Fed’s rate cut influenced lending in advance. But hiring may pick up down the road.
Fed’s rate cut influenced lending in advance. But hiring may pick up down the road.
Now that the Federal Reserve has cut interest rates by half a percentage point, lenders of all kinds will be cutting interest rates too, and borrowing will become less expensive for consumers and businesses. How much less will depend on what kind of business they’re running and what kind of borrowing they’re doing.
Most companies didn’t wake up to a brand-new world Thursday. They woke up to one that kinda felt like the day before. Or last week. Or last month. Karlyn Mitchell, a former economist at the Kansas City Federal Reserve Bank, said that’s because lenders had been expecting a cut.
“And so that was already priced into loans,” she said.

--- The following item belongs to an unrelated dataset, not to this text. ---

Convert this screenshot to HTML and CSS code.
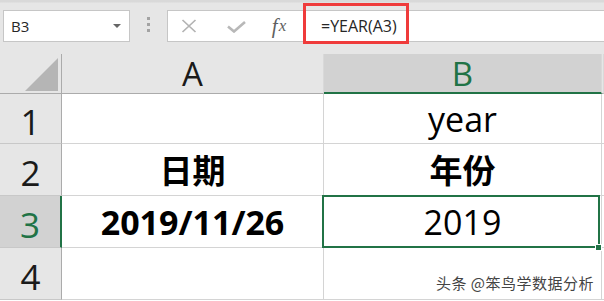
FILE: index.html
```html
<!DOCTYPE html>
<html lang="zh-CN">
<head>
<meta charset="utf-8">
<title>YEAR</title>
<link rel="stylesheet" href="styles.css">
</head>
<body>
<div class="toolbar">
  <div class="namebox"><span class="nb-text">B3</span><span class="nb-arrow"></span></div>
  <div class="grip"><i></i><i></i><i></i></div>
  <div class="fbar">
    <span class="ficon ic-cancel"><svg width="16" height="14" viewBox="0 0 16 14"><path d="M1.5 1 L14.5 13 M14.5 1 L1.5 13" stroke="#b3b3b3" stroke-width="1.7" fill="none"/></svg></span>
    <span class="ficon ic-enter"><svg width="19" height="12" viewBox="0 0 19 12"><path d="M1 5.5 L7 10.5 L18 1" stroke="#b8b8b8" stroke-width="2.6" fill="none"/></svg></span>
    <span class="ficon ic-fx"><span class="fx-f">f</span><span class="fx-x">x</span></span>
    <span class="formula">=YEAR(A3)</span>
  </div>
  <span class="highlight"></span>
</div>
<div class="sheet">
  <div class="corner"><svg width="33" height="33" viewBox="0 0 33 33"><polygon points="33,0 33,33 0,33" fill="#b5b5b5"/></svg></div>
  <div class="colhead">A</div>
  <div class="colhead colhead-active">B</div>
  <div class="colhead colhead-rest"></div>

  <div class="rowhead">1</div>
  <div class="cell"></div>
  <div class="cell">year</div>
  <div class="cell cell-rest"></div>

  <div class="rowhead">2</div>
  <div class="cell cell-cjk">日期</div>
  <div class="cell cell-cjk">年份</div>
  <div class="cell cell-rest"></div>

  <div class="rowhead rowhead-active">3</div>
  <div class="cell cell-bold">2019/11/26</div>
  <div class="cell cell-selected">2019</div>
  <div class="cell cell-rest"></div>

  <div class="rowhead">4</div>
  <div class="cell"></div>
  <div class="cell"></div>
  <div class="cell cell-rest"></div>
</div>
<div class="watermark">头条 @笨鸟学数据分析</div>
</body>
</html>
```
FILE: styles.css
```css
html, body {
  margin: 0;
  padding: 0;
}
body {
  width: 604px;
  height: 301px;
  overflow: hidden;
  position: relative;
  background: #ffffff;
  font-family: "Open Sans", "Noto Sans CJK SC", sans-serif;
  color: #000;
}
.toolbar {
  position: relative;
  height: 54px;
  box-sizing: border-box;
  padding-top: 10px;
  display: flex;
  align-items: flex-start;
  background: linear-gradient(#d9d9d9 0, #d9d9d9 2px, #e6e6e6 3px);
}
.namebox {
  margin-left: 3px;
  width: 127px;
  height: 32px;
  box-sizing: border-box;
  border: 1px solid #c6c6c6;
  background: #fff;
  display: flex;
  align-items: center;
  padding-left: 7px;
}
.nb-text {
  font-size: 15px;
  line-height: 15px;
  color: #262626;
}
.nb-arrow {
  margin-left: auto;
  margin-right: 8px;
  width: 0;
  height: 0;
  border-left: 4px solid transparent;
  border-right: 4px solid transparent;
  border-top: 4px solid #666;
}
.grip {
  width: 37px;
  display: flex;
  flex-direction: column;
  align-items: center;
  gap: 3px;
  padding-top: 7px;
}
.grip i {
  display: block;
  width: 3px;
  height: 3px;
  background: #a3a3a3;
}
.fbar {
  flex: 1;
  height: 32px;
  box-sizing: border-box;
  border: 1px solid #c6c6c6;
  border-right: none;
  background: #fff;
  display: flex;
  align-items: center;
}
.ficon {
  display: flex;
  align-items: center;
  justify-content: center;
}
.ic-cancel { width: 42px; }
.ic-enter { width: 52px; padding-top: 2px; }
.ic-fx {
  width: 34px;
  font-family: "Liberation Serif", serif;
  font-style: italic;
  color: #5f5f5f;
  line-height: 20px;
}
.fx-f { font-size: 21px; }
.fx-x { font-size: 17px; margin-left: 1px; }
.formula {
  padding-left: 25px;
  font-size: 16px;
  line-height: 16px;
  color: #262626;
}
.highlight {
  position: absolute;
  left: 303px;
  top: 3px;
  width: 106px;
  height: 41px;
  box-sizing: border-box;
  border: 3px solid #ef3b3b;
}
.sheet {
  display: grid;
  grid-template-columns: 62px 262px 278px 1fr;
  grid-template-rows: 40px 50px 52px 52px 52px;
}
.sheet > div {
  box-sizing: border-box;
}
.corner {
  background: #e6e6e6;
  border-right: 1px solid #ababab;
  border-bottom: 1px solid #ababab;
  display: flex;
  justify-content: flex-end;
  align-items: flex-end;
  padding: 0 3px 2px 0;
}
.corner svg { display: block; }
.colhead {
  background: #e6e6e6;
  border-bottom: 1px solid #ababab;
  border-right: 1px solid #d9d9d9;
  display: flex;
  align-items: center;
  justify-content: center;
  font-size: 33px;
  line-height: 33px;
  color: #1a1a1a;
}
.colhead-active {
  background: #d2d2d2;
  border-bottom: 2px solid #217346;
  color: #217346;
  padding-top: 1px;
}
.rowhead {
  background: #e6e6e6;
  border-right: 1px solid #ababab;
  border-bottom: 1px solid #c8c8c8;
  display: flex;
  align-items: center;
  justify-content: center;
  font-size: 35px;
  line-height: 35px;
  padding-top: 5px;
  color: #1a1a1a;
}
.rowhead-active {
  background: #d2d2d2;
  color: #217346;
  border-right: 2px solid #217346;
}
.cell {
  background: #fff;
  border-right: 1px solid #d4d4d4;
  border-bottom: 1px solid #d4d4d4;
  display: flex;
  align-items: center;
  justify-content: center;
  font-size: 34px;
  line-height: 34px;
  color: #000;
}
.cell-cjk {
  font-family: "Noto Sans CJK SC", sans-serif;
  font-weight: 700;
  font-size: 33px;
  line-height: 33px;
}
.cell-bold {
  font-weight: 700;
}
.cell-rest {
  border-right: none;
}
.cell-selected {
  position: relative;
}
.cell-selected::after {
  content: "";
  position: absolute;
  top: -1px;
  left: -2px;
  right: 1px;
  bottom: -1px;
  border: 2px solid #217346;
}
.cell-selected::before {
  content: "";
  position: absolute;
  right: 0;
  bottom: -3px;
  width: 5px;
  height: 5px;
  background: #217346;
  box-shadow: 0 0 0 1px #fff;
  z-index: 2;
}
.watermark {
  position: absolute;
  right: 10px;
  top: 275px;
  font-family: "Noto Sans CJK SC", sans-serif;
  font-size: 15px;
  line-height: 15px;
  letter-spacing: 0.5px;
  color: #444;
  text-shadow: 0 0 2px #fff, 1px 1px 0 #fff;
}
```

Bonds had adjusted. Banks had adjusted. And it’s not like companies that’ve already borrowed had been waiting in the same way homeowners might wait to refinance their mortgages. Mitchell said many businesses have floating loans that adjust on a regular basis — monthly, quarterly, yearly.
“Commercial banks, less and less, lend for, I mean, seven years would be an incredibly long loan. I don’t think those even happen anymore,” she said.
Smaller businesses aren’t getting immediate gratification either. They may rely on credit cards, and those rates take a while to change.
But the Fed’s cut did represent a pivot in business mentality.
“Investing doesn’t take overnight, right? There’s planning stages, there’s R&D, there’s all that stuff that takes time. I think the Fed is giving you the green light to get to work,” said Fred Hoffman, a finance professor at Rutgers University.
The companies best positioned to get to work are big corporations that can take on risk. Because bigger picture, borrowing money is not just about the cost of borrowing. It’s also about business conditions.
“We’ll have another president. We’ll have another Congress,” Hoffman said, which could come with changes to corporate taxes and tariffs.
It’s why Joe Brusuelas, chief economist at RSM, said businesses that are more risk-averse will act slowly. “Small firms will always lag by 12 to 24 months. Mid-market firms, usually about six to 12 months,” he said.
It could take some time before companies borrow, invest and hire.
“The hiring numbers we’re going to see for the remainder of the year will not be impacted by what the Fed did yesterday,” Brusuelas said.
He said we’ll have to wait until next year to see the Fed’s cuts play out in the job market.